Day Two at the Anti-Filariasis/Anti-Malaria combined Units in Werahara, this time here for a presentation on malaria. Given that it’s a disease still killing 400,000 people worldwide each year, malaria is something we hardly think about in New Zealand. When was the last time I got worried about being bitten by a mosquito?
I knew a few basics going in, but there were a lot of details to sink my teeth into. Malaria is caused not by one but by five different species of Plasmodium parasites, which primarily attack the red blood cells. The life cycle, drug resistance and treatment protocol, and disease prognosis varies between each species.
Another success story, Sri Lanka was certified as having successfully eliminated malaria in 2016 as the fruits of an enormous healthcare campaign. This result had been hard-fought. Sri Lanka began its eradication programme in 1958, and in 1963 only 17 new cases were reported in the country. But the country dropped its gloves, thinking the battle was already over, and just six years later faced a 500,000-case epidemic that swept the nation. Edit: I’m currently reviewing these posts during the COVID-19 international outbreak, as discussions about how long to maintain lockdowns now that new cases of COVID-19 have begun to drop. continue to be debated overseas. This cautionary lesson stays on my mind. The road back towards elimination was a long and difficult one, and I was struck by the fact hat it had been achieved despite the three decade-long year civil war that shook the country from 1983 to 2009. I asked how it could even be possible to continue a public health battle while locked in civil war. The professor at the unit explained to me that pockets of disease were found amongst soldiers in the far north where fighting concentrated, and dangerous, life-threatening work was carried out to transport treatments up past military lines for distribution as widely as possible. I couldn’t imagine doing such a job.

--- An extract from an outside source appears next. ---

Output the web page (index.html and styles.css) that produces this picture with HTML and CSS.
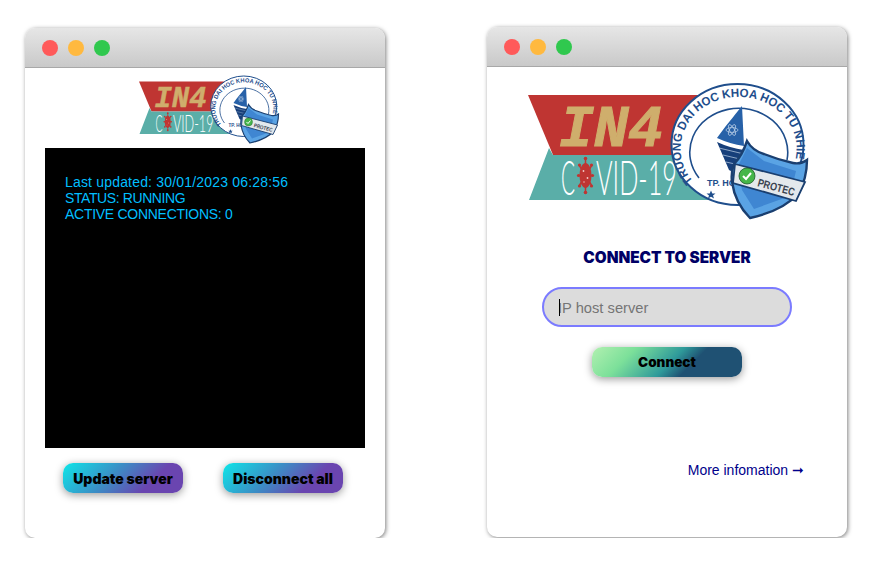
FILE: index.html

```html
<!DOCTYPE html>
<html lang="en">
<head>
    <meta charset="UTF-8">
    <meta name="viewport" content="width=device-width, initial-scale=1.0">
    <title>IN4 Covid-19 Server</title>
    <link rel="stylesheet" href="styles.css">
</head>
<body>
    <svg class="sprite" width="0" height="0">
        <symbol id="logo" viewBox="0 0 300 150">
            <polygon points="10,17 182,17 182,77 35,77" fill="#bf3532"/>
            <polygon points="31,70 35,77 170,77 195,122 11,122" fill="#5aaea8"/>
            <text x="41" y="68" class="logo-in4" textLength="104" lengthAdjust="spacingAndGlyphs">IN4</text>
            <text x="43" y="117" class="logo-covid" textLength="14" lengthAdjust="spacingAndGlyphs">C</text>
            <text x="78" y="117" class="logo-covid" textLength="81" lengthAdjust="spacingAndGlyphs">VID-19</text>
            <!-- virus -->
            <g stroke="#bf3532" stroke-width="1.500">
                <line x1="67.500" y1="81" x2="67.500" y2="114"/>
                <line x1="61" y1="87" x2="74" y2="108"/>
                <line x1="61" y1="108" x2="74" y2="87"/>
                <line x1="60.500" y1="97.500" x2="74.500" y2="97.500"/>
            </g>
            <ellipse cx="67.500" cy="97.500" rx="6" ry="12.500" fill="#bf3532"/>
            <g fill="#bf3532">
                <circle cx="67.500" cy="80.500" r="1.800"/><circle cx="67.500" cy="114.500" r="1.800"/>
                <circle cx="61.500" cy="87" r="1.600"/><circle cx="73.500" cy="87" r="1.600"/>
                <circle cx="61.500" cy="108" r="1.600"/><circle cx="73.500" cy="108" r="1.600"/>
                <circle cx="60.500" cy="97.500" r="1.600"/><circle cx="74.500" cy="97.500" r="1.600"/>
            </g>
            <circle cx="65.500" cy="93" r=".9" fill="#f3c9c6"/>
            <circle cx="69.500" cy="100" r=".9" fill="#f3c9c6"/>
            <circle cx="66" cy="104" r=".7" fill="#f3c9c6"/>
            <!-- school seal -->
            <ellipse cx="219.500" cy="66.500" rx="66" ry="60.500" fill="#fff" stroke="#1f4e8c" stroke-width="2"/>
            <path d="M 181 100 A 49 44 0 1 1 269 82" fill="none" stroke="#1f4e8c" stroke-width="1.600"/>
            <path id="seal-arc" d="M 175 103 A 58 52 0 1 1 277 83" fill="none"/>
            <text class="logo-seal"><textPath href="#seal-arc" textLength="226" lengthAdjust="spacingAndGlyphs">TRUONG DAI HOC KHOA HOC TU NHIEN</textPath></text>
            <text x="189" y="108" class="logo-tp">TP. HCM</text>
            <polygon points="193,112.500 194.300,115.500 197.500,115.500 195,117.500 196,120.500 193,118.800 190,120.500 191,117.500 188.500,115.500 191.700,115.500" fill="#1f4e8c"/>
            <path d="M224 28 C216 38 206 50 199 60 Q212 66 226 68 Z" fill="#2761a8"/>
            <path d="M199 64 Q212 70 226 72 L226 100 L211 92 Z" fill="#173f7a"/>
            <g fill="none" stroke="#c3d5ea" stroke-width=".7">
                <ellipse cx="214" cy="52" rx="6" ry="2.400"/>
                <ellipse cx="214" cy="52" rx="6" ry="2.400" transform="rotate(60 214 52)"/>
                <ellipse cx="214" cy="52" rx="6" ry="2.400" transform="rotate(120 214 52)"/>
                <path d="M201 70 L226 76 M205 77 L226 82 M208 84 L226 88"/>
            </g>
            <!-- shield -->
            <path d="M229 63 C233 70 239 74 246 76 C256 80 266 83 275 85 C280 86 285 85 289 82 C289 95 286 106 280 116 C269 128 250 136 232 140 C222 130 216 118 214 104 C213 96 214 91 216 86 C222 80 226 72 229 63 Z" fill="#5aa3e4" stroke="#1a3f70" stroke-width="2.400"/>
            <polygon points="229,70 246,83 278,93 272,118 236,131 224,112 220,88" fill="#3f86d2"/>
            <polygon points="217,86 287,104 278,123 215,105" fill="#e3e8ec" stroke="#1a3f70" stroke-width="1.800"/>
            <circle cx="229" cy="98" r="8" fill="#45b649" stroke="#1f5d2b" stroke-width=".8"/>
            <path d="M225 98 L228 101 L233 95" fill="none" stroke="#fff" stroke-width="2"/>
            <text x="239" y="108" class="logo-protec" transform="rotate(15 239 108)" textLength="38" lengthAdjust="spacingAndGlyphs">PROTEC</text>
        </symbol>
    </svg>

    <div class="window">
        <div class="titlebar">
            <span class="dot red"></span>
            <span class="dot yellow"></span>
            <span class="dot green"></span>
        </div>
        <svg class="logo logo-small"><use href="#logo"/></svg>
        <div class="terminal">
            <div class="line-updated">Last updated: 30/01/2023 06:28:56</div>
            <div class="line-status">STATUS: RUNNING</div>
            <div class="line-active">ACTIVE CONNECTIONS: 0</div>
        </div>
        <div class="actions">
            <button class="btn btn-purple">Update server</button>
            <button class="btn btn-purple">Disconnect all</button>
        </div>
    </div>

    <div class="window window-right">
        <div class="titlebar">
            <span class="dot red"></span>
            <span class="dot yellow"></span>
            <span class="dot green"></span>
        </div>
        <svg class="logo logo-large"><use href="#logo"/></svg>
        <div class="connect">
            <h2>CONNECT TO SERVER</h2>
            <div class="host-wrap">
                <input class="host" type="text" placeholder="IP host server">
                <span class="caret"></span>
            </div>
            <button class="btn btn-green">Connect</button>
            <a class="more" href="#">More infomation &#10142;</a>
        </div>
    </div>
</body>
</html>
```

FILE: styles.css

```css
body {
    margin: 0;
    padding: 28px 0 0 25px;
    display: flex;
    align-items: flex-start;
    gap: 102px;
    background: #fff;
    font-family: "Liberation Sans", Arial, sans-serif;
}

.sprite {
    position: absolute;
}

.window {
    width: 360px;
    height: 510px;
    border-radius: 10px;
    background: #fff;
    box-shadow: 1px 1px 4px rgba(0, 0, 0, 0.5);
    overflow: hidden;
    flex: none;
}

.window-right {
    margin-top: -1px;
}

.titlebar {
    height: 39px;
    display: flex;
    align-items: center;
    gap: 10px;
    padding-left: 17px;
    background: linear-gradient(#e6e6e6, #c9c9c9);
    border-bottom: 1px solid #a8a8a8;
}

.dot {
    width: 16px;
    height: 16px;
    border-radius: 50%;
}
.red { background: #ff5a5a; }
.yellow { background: #ffb93f; }
.green { background: #30c84e; }

.logo {
    display: block;
}
.logo-small {
    width: 150px;
    height: 75px;
    margin: 5px 0 0 109px;
}
.logo-large {
    width: 300px;
    height: 150px;
    margin: 11px 0 0 31px;
}

.logo-in4 {
    font: italic bold 60px "Liberation Mono", monospace;
    fill: #cfae6c;
    stroke: #cfae6c;
    stroke-width: 1px;
}
.logo-covid {
    font: 300 48px Lato, "Liberation Sans", sans-serif;
    fill: #fff;
}
.logo-seal {
    font: bold 12px "Liberation Sans", sans-serif;
    fill: #1f4e8c;
}
.logo-tp {
    font: bold 9px "Liberation Sans", sans-serif;
    fill: #1f4e8c;
}
.logo-protec {
    font: bold 11px "Liberation Sans", sans-serif;
    fill: #3a4350;
}

.terminal {
    width: 320px;
    height: 300px;
    margin-left: 20px;
    padding: 26px 20px;
    box-sizing: border-box;
    background: #000;
    color: #00bfff;
    font-size: 14px;
    line-height: 16px;
}
.line-updated {
    letter-spacing: 0.18px;
}
.line-status {
    letter-spacing: -0.4px;
}
.line-active {
    letter-spacing: -0.28px;
}

.actions {
    display: flex;
    gap: 40px;
    margin: 15px 0 0 38px;
}

.btn {
    border: none;
    border-radius: 10px;
    height: 30px;
    padding: 0;
    color: #000;
    font: 900 14px Inter, Roboto, sans-serif;
    box-shadow: 0 2px 8px rgba(0, 0, 0, 0.4);
}
.btn-purple {
    width: 120px;
    background: linear-gradient(135deg, #0ee6e8 0%, #3a8fc6 40%, #6a45b0 72%);
}
.btn-green {
    width: 150px;
    margin-top: 20px;
    font-size: 13.5px;
    background: linear-gradient(135deg, #b2f0b0 0%, #7ce09a 25%, #2f9a9a 52%, #1f5173 65%);
}

.connect {
    display: flex;
    flex-direction: column;
    align-items: center;
}

.connect h2 {
    margin: 21px 0 0;
    color: #000066;
    font: 900 15.3px/18px Inter, Roboto, sans-serif;
}

.host-wrap {
    position: relative;
    margin-top: 20px;
}

.host {
    display: block;
    width: 250px;
    height: 40px;
    box-sizing: border-box;
    padding: 1px 14px 0;
    border: 2px solid #7b7bff;
    border-radius: 20px;
    outline: none;
    background: #dcdcdc;
    font: 14.7px "Liberation Sans", sans-serif;
}

.caret {
    position: absolute;
    left: 17px;
    top: 12px;
    width: 1px;
    height: 17px;
    background: #000;
}

.more {
    align-self: flex-end;
    margin: 85px 43px 0 0;
    color: #00008b;
    font-size: 14px;
    line-height: 16px;
    text-decoration: none;
}
```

Now, the control of malaria is dependent on remembering these lessons and ensuring doctors still consider malaria as a diagnosis, as now that cases are only ever imported from overseas it is understandably low on the list when considering differential diagnoses. Malaria is easily misdiagnosed as dengue or another illness, and often presents with very general symptoms like fevers, headaches, muscle aches, and diarrhoea. All this combines to produce a vulnerability to its re-introduction, that threatens to build into a wave of cases going undetected until the epidemic is well underway. Caution was very apparent behind the well-deserved pride in the Unit’s success. Malaria was dormant for now, but if these lessons were ever forgotten, there was no guarantee about the future.
After thanking the wonderful staff at the Werahara clinics, I made my way back to the University of Sri Jayawardenapura to hit the books for my surgical placement next week. I’ve never seen so many people actually reading textbooks instead of pretending to. I found my favourite part of the library – beanbags to sleep on – but soon gave up trying to blend in and went back to the swot. I caught up with my friend Kasun again, who invited me to visit his village home on the upcoming long weekend. I’ve been trying kottu from a few places, a local staple of chopped up meat, eggs, and spices, and he taught me how to eat with my hands. My immediate instinct was to dive in with both hands outstretched like a tiger pouncing. Don’t do this! I have the swing of it now – right hand only, curl the fingers tightly, and spring-load the top of your tucked in thumb with a bolus of food to push into your mouth. It’s surprisingly intuitive once you get going. Unfortunately, I had successfully managed to feed myself spice beyond my dismal tolerance levels. These are tears of joy, I swear.
I’ve started to notice that there’s a number of heightened security measures around me. The supermarket doesn’t let me bring my bag in, and neither does the library. I’m not sure if these are related to the tragic church bombings that happened in 2019, or overhangs from the civil war. My friend told me how people danced in the street when the fighting finally ended in 2009 – for many young people, that was the first time they had seen peace in their lifetime. It’s very easy as a short-term tourist to lose track of the fact there was ever a war here at all, let alone one that lasted 26 years. I found out that during the war there had been bombings in downtown Colombo, and at the airport I’d flown into as well. I have a lot of questions about how such a protracted, bloody war impacts people here today from both medical and personal perspectives, but I don’t know that it’s really my place to ask all of them. Some things are still understandably sensitive, and as an outsider here for only a month I can’t begin to scratch the surface in any reasonably respectful and informed way. I think it’s safe to say that a large amount of the population will be suffering from a degree of PTSD and other psychological impacts, and the effects on the healthcare system as a whole must have been immense and surely will still face some impacts today. With only a month here, I know I’m missing a lot of context behind what I see.